Solved – Is it better to remove higher order interactions or least significant terms first in model simplification

interactionmixed modelmodel selection

I have a mixed effects model with 3 explanatory factors and a full interaction set (including 3 way interaction). This is the full model. Factor 1 is time and I am interested in the change in the response variable over time. Therefore, only factors or interactions where time is present are biologically relevant.

My questions are:
1) Is it better to begin model simplification by removing the highest order (3-way) interaction first, or by removing the least significant term first (which in this case is factor 2)? The 3 way interaction does actually have a relevant interpretation. I have seen both options proposed.

2)Is it okay to include interactions but remove their basic factors (IE include time x treatment when treatment alone is removed from the model)? Several of the basic factors make no sense when not interacting with time. IE measuring the effect of treatment when you are excluding time doesn't make much sense since starting conditions inside each treatment level are identical.

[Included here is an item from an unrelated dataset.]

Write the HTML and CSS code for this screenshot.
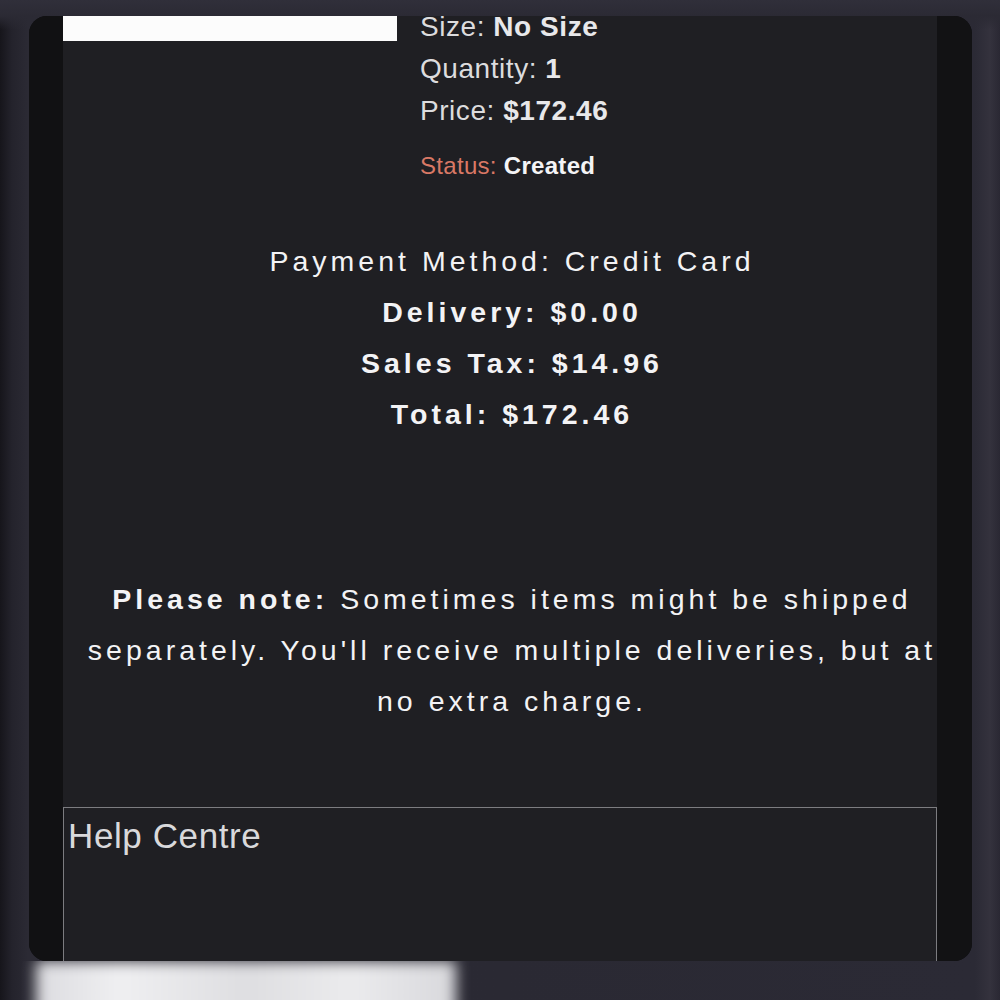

If my hypothesis is correct the final model should include several factor interactions but should not include basic factor 2 or 3 (as they make no sense in the absence of the time factor).

Thank you for your help. I am happy to clarify if my question is ambiguous.

Best Answer

Except in very unusual cases, you should not remove an effect and leave-in any effects that contain it. So if you find that the $AB$ interaction is significant, then don't throw out the main effects of $A$ or $B$. Similarly, don't keep $ABC$ and throw out $AB$, or $B$, or any other main effect or two-way interaction involving those three factors.

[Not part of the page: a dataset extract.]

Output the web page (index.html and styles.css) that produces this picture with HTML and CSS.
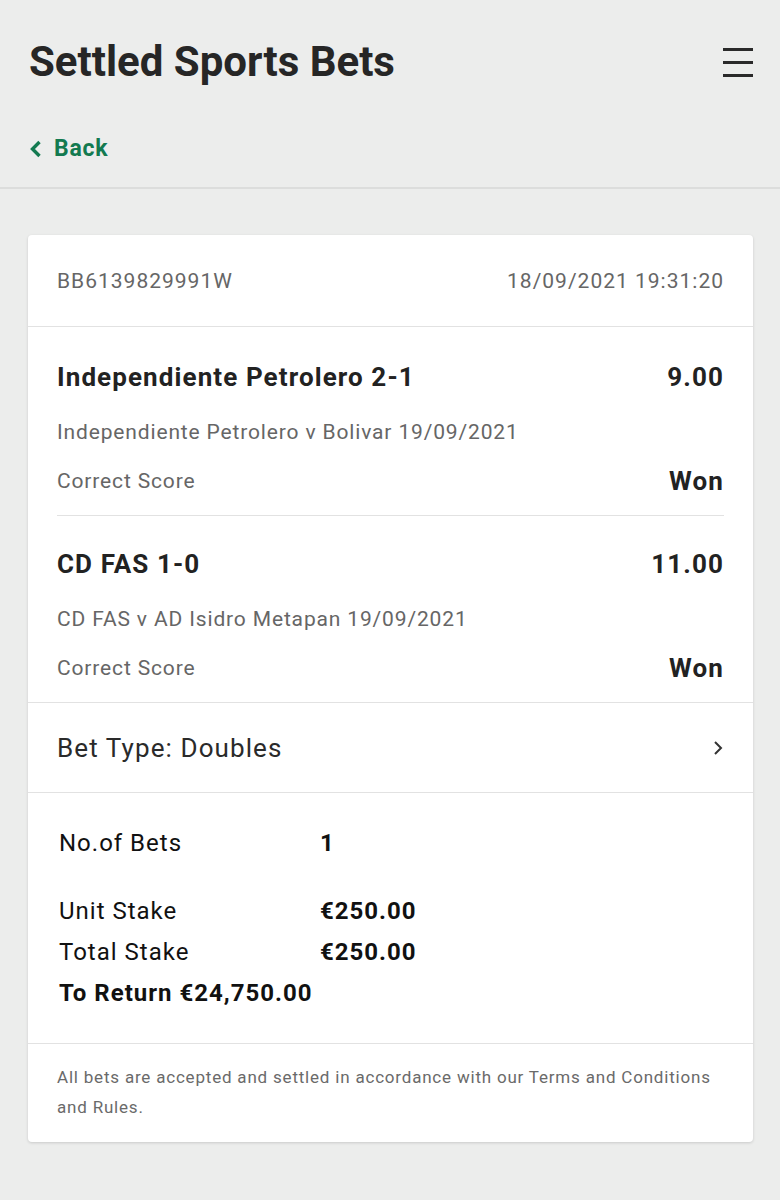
FILE: index.html
```html
<!DOCTYPE html>
<html lang="en">
<head>
    <meta charset="UTF-8">
    <meta name="viewport" content="width=device-width, initial-scale=1.0">
    <title>Settled Sports Bets</title>
    <link rel="stylesheet" href="styles.css">
</head>
<body>
    <div class="top">
        <div class="title-row">
            <h1 class="title">Settled Sports Bets</h1>
            <div class="menu">
                <span></span>
                <span></span>
                <span></span>
            </div>
        </div>
        <a class="back" href="#">
            <svg width="13" height="20" viewBox="0 0 13 20"><path d="M10.5 3 L3.5 10 L10.5 17" fill="none" stroke="#137a50" stroke-width="3.4"/></svg>
            Back
        </a>
    </div>

    <div class="card">
        <div class="card-head">
            <span>BB6139829991W</span>
            <span>18/09/2021 19:31:20</span>
        </div>

        <div class="selections">
            <div class="selection">
                <div class="sel-line">
                    <span class="sel-name">Independiente Petrolero 2-1</span>
                    <span class="sel-odds">9.00</span>
                </div>
                <div class="sel-event">Independiente Petrolero v Bolivar 19/09/2021</div>
                <div class="sel-line sel-market">
                    <span>Correct Score</span>
                    <span class="sel-result">Won</span>
                </div>
            </div>
            <div class="selection">
                <div class="sel-line">
                    <span class="sel-name">CD FAS 1-0</span>
                    <span class="sel-odds">11.00</span>
                </div>
                <div class="sel-event">CD FAS v AD Isidro Metapan 19/09/2021</div>
                <div class="sel-line sel-market">
                    <span>Correct Score</span>
                    <span class="sel-result">Won</span>
                </div>
            </div>
        </div>

        <div class="bet-type">
            <span>Bet Type: Doubles</span>
            <svg width="12" height="16" viewBox="0 0 12 16"><path d="M3 2 L9 8 L3 14" fill="none" stroke="#333" stroke-width="2"/></svg>
        </div>

        <div class="summary">
            <div class="sum-row first">
                <span class="sum-label">No.of Bets</span>
                <span class="sum-value">1</span>
            </div>
            <div class="sum-row">
                <span class="sum-label">Unit Stake</span>
                <span class="sum-value">€250.00</span>
            </div>
            <div class="sum-row">
                <span class="sum-label">Total Stake</span>
                <span class="sum-value">€250.00</span>
            </div>
            <div class="sum-row">
                <span class="sum-return">To Return €24,750.00</span>
            </div>
        </div>

        <div class="terms">
            All bets are accepted and settled in accordance with our Terms and Conditions and Rules.
        </div>
    </div>
</body>
</html>
```

FILE: styles.css
```css
body {
    margin: 0;
    background: #ecedec;
    font-family: Roboto, "Noto Sans", sans-serif;
    color: #222;
}

.top {
    padding: 37px 27px 0 29px;
    border-bottom: 2px solid #dcdddc;
}

.title-row {
    display: flex;
    justify-content: space-between;
    align-items: center;
}

.title {
    margin: 0;
    font-size: 42px;
    line-height: 50px;
    font-weight: bold;
    color: #262626;
}

.menu {
    display: flex;
    flex-direction: column;
    gap: 10px;
    width: 30px;
}

.menu span {
    display: block;
    height: 3px;
    background: #2a2a2a;
}

.back {
    display: flex;
    align-items: center;
    gap: 12px;
    margin-top: 47px;
    padding-bottom: 23px;
    font-size: 23px;
    line-height: 30px;
    font-weight: bold;
    letter-spacing: 0.8px;
    color: #137a50;
    text-decoration: none;
}

.card {
    margin: 46px 27px 40px 28px;
    background: #fff;
    border-radius: 4px;
    box-shadow: 0 1px 3px rgba(0, 0, 0, 0.15);
}

.card-head {
    display: flex;
    justify-content: space-between;
    align-items: center;
    height: 91px;
    padding: 0 29px;
    font-size: 21px;
    letter-spacing: 1px;
    color: #666;
    border-bottom: 1px solid #e2e2e2;
}

.selections {
    border-bottom: 1px solid #e2e2e2;
}

.selection {
    margin: 0 29px;
    padding: 34px 0 18px;
    border-bottom: 1px solid #e2e2e2;
}

.selection + .selection {
    padding-top: 32px;
}

.selection:last-child {
    border-bottom: none;
}

.sel-line {
    display: flex;
    justify-content: space-between;
    align-items: center;
    line-height: 32px;
}

.sel-name,
.sel-odds,
.sel-result {
    font-size: 26px;
    font-weight: bold;
    letter-spacing: 1.1px;
    color: #222;
}

.sel-event {
    margin-top: 23px;
    line-height: 32px;
    font-size: 21px;
    letter-spacing: 0.85px;
    color: #666;
}

.sel-market {
    margin-top: 17px;
    font-size: 21px;
    letter-spacing: 0.85px;
    color: #666;
}

.bet-type {
    display: flex;
    justify-content: space-between;
    align-items: center;
    height: 89px;
    padding: 0 29px;
    font-size: 26px;
    letter-spacing: 1.1px;
    color: #2a2a2a;
    border-bottom: 1px solid #e2e2e2;
}

.summary {
    padding: 30px 29px 29px 31px;
    border-bottom: 1px solid #e2e2e2;
}

.sum-row {
    display: flex;
    line-height: 41px;
    font-size: 24px;
    letter-spacing: 1px;
    color: #111;
}

.sum-row.first {
    margin-bottom: 27px;
}

.sum-label {
    width: 261px;
}

.sum-value,
.sum-return {
    font-weight: bold;
}

.terms {
    padding: 18px 29px 20px;
    font-size: 17px;
    line-height: 30px;
    letter-spacing: 0.8px;
    color: #6a6a6a;
}
```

So, I recommend reading the ANOVA table from the bottom up. You can throw out stuff at the bottom to simplify the model, and work upward, keeping this effect hierarchy in mind.

To see, why, consider a simple illustration, where $A$ and $B$ both have two levels. Let $\mu_{ij}$ denote the expected response at the $i$th level of $A$ and the $j$th level of $B$. If you think that $A$ and $B$ interact, you are saying that the $A$ effects depend on $B$ and vice versa; and this is essentially the same as saying the the combinations of $A$ and $B$ should be regarded as levels of one factor (having 4 levels in this example). As such, the effects of this 4-level factor are quantified as contrasts $c_{11}\mu_{11}+c_{12}\mu_{12} + c_{21}\mu_{21} + c_{22}\mu_{22}$, where the $c_{ij}$ sum to zero. But if you exclude $A$ from the model, you are saying that the $A$ effect, $\{(\mu_{11}+\mu_{12}) - (\mu_{21}+\mu_{22})\}/2$ is equal to zero---thus limiting the contrasts you are willing to consider. Put another way, the four-level factor determined by the levels of $A$ and $B$ together has 3 degrees of freedom, but the interaction effect $AB$ has only 1 d.f.; the other two d.f. are covered by the $A$ and the $B$ main effects.